===== Collected material =====
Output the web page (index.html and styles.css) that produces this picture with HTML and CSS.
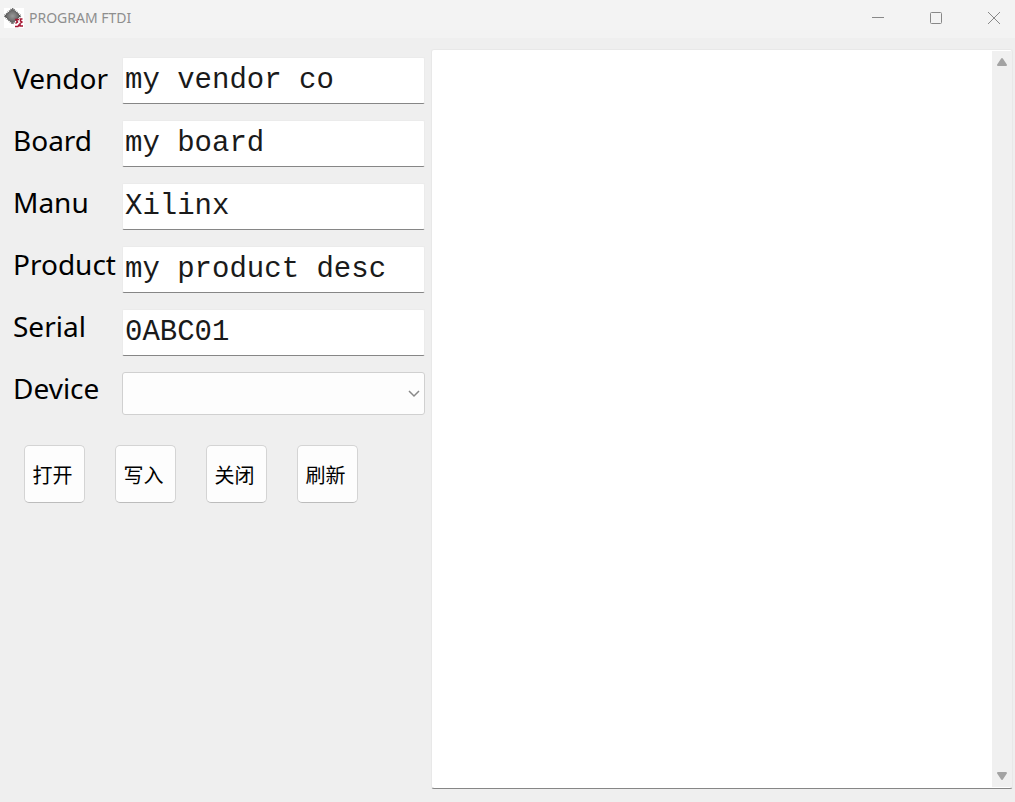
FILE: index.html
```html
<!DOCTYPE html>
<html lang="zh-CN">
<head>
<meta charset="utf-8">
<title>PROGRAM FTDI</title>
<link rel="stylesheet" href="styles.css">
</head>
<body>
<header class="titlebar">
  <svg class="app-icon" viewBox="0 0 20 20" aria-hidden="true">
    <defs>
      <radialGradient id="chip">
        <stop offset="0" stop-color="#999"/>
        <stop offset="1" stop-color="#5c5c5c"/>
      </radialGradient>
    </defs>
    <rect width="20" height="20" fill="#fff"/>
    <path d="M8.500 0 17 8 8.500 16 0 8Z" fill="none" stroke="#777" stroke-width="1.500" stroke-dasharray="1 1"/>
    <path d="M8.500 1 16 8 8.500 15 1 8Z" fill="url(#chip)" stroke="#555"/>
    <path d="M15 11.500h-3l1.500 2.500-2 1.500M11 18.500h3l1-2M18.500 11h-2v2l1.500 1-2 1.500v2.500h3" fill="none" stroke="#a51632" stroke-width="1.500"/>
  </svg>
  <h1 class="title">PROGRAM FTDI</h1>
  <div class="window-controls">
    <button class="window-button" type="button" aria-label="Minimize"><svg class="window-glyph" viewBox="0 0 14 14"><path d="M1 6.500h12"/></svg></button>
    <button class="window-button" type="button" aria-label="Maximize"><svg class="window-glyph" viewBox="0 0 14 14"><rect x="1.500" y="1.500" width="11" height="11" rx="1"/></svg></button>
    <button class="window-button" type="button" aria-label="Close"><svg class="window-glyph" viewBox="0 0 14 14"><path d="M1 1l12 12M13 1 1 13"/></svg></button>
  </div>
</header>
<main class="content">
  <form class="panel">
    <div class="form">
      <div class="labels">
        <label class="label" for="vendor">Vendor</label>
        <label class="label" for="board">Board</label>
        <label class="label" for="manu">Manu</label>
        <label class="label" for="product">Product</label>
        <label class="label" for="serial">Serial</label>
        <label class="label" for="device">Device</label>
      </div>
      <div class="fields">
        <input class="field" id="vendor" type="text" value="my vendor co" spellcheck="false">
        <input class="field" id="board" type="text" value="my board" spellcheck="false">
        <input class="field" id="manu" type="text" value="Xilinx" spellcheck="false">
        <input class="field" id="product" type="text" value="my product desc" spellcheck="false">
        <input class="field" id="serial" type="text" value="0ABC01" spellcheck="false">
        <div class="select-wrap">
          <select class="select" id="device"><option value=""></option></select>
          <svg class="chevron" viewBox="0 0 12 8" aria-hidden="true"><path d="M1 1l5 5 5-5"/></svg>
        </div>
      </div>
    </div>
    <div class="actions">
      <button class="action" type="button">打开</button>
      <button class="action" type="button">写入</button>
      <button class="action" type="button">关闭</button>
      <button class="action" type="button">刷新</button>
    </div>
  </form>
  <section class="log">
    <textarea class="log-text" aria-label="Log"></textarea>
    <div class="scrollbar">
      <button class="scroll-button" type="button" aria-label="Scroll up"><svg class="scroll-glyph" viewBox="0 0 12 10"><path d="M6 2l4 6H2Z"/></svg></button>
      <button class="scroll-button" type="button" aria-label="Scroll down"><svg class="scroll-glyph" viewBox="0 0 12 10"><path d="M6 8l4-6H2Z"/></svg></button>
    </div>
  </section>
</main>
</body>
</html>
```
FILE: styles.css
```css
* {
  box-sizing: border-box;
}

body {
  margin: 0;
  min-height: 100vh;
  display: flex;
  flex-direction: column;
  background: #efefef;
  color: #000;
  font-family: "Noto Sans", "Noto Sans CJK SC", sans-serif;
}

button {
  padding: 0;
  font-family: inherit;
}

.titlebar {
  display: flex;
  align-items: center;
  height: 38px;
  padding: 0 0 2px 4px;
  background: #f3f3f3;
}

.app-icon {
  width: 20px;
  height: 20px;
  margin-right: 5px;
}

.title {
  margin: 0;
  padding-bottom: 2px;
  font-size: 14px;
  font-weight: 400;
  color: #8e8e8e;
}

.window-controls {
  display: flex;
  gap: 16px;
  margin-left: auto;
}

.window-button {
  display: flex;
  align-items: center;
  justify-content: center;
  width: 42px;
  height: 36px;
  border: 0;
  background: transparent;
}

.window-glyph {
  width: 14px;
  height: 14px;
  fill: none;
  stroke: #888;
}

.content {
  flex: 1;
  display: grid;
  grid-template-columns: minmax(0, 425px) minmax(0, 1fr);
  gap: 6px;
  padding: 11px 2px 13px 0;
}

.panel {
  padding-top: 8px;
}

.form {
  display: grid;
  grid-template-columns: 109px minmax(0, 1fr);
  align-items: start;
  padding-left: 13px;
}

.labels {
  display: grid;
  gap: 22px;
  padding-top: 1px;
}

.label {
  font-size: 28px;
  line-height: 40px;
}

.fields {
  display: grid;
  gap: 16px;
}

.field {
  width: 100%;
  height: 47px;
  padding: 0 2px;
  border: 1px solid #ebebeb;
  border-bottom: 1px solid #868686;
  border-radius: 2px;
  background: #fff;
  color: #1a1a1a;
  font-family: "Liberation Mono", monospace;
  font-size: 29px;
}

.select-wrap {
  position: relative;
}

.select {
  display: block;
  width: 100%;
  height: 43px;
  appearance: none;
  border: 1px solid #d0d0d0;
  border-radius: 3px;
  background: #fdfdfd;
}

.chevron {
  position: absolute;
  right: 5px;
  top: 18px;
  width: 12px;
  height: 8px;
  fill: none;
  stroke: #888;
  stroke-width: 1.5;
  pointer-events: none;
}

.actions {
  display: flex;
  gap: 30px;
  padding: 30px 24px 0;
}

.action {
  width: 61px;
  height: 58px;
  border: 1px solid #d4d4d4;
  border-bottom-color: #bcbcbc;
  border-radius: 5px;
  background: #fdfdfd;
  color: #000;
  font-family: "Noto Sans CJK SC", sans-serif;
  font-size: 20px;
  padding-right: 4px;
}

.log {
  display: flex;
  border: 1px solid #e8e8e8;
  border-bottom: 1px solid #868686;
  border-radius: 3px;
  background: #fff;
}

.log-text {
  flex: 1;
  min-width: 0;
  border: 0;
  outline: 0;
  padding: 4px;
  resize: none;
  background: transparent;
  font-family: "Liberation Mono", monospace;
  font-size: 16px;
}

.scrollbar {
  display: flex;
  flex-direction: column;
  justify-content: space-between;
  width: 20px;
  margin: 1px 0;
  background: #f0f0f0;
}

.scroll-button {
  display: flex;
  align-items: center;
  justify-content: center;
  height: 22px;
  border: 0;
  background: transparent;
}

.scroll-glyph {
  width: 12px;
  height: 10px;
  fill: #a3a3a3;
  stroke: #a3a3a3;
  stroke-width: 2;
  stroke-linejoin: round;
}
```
=====
_To do_.
Report how many lines in this data include the string "index", and nothing else.

_Correct output_.
2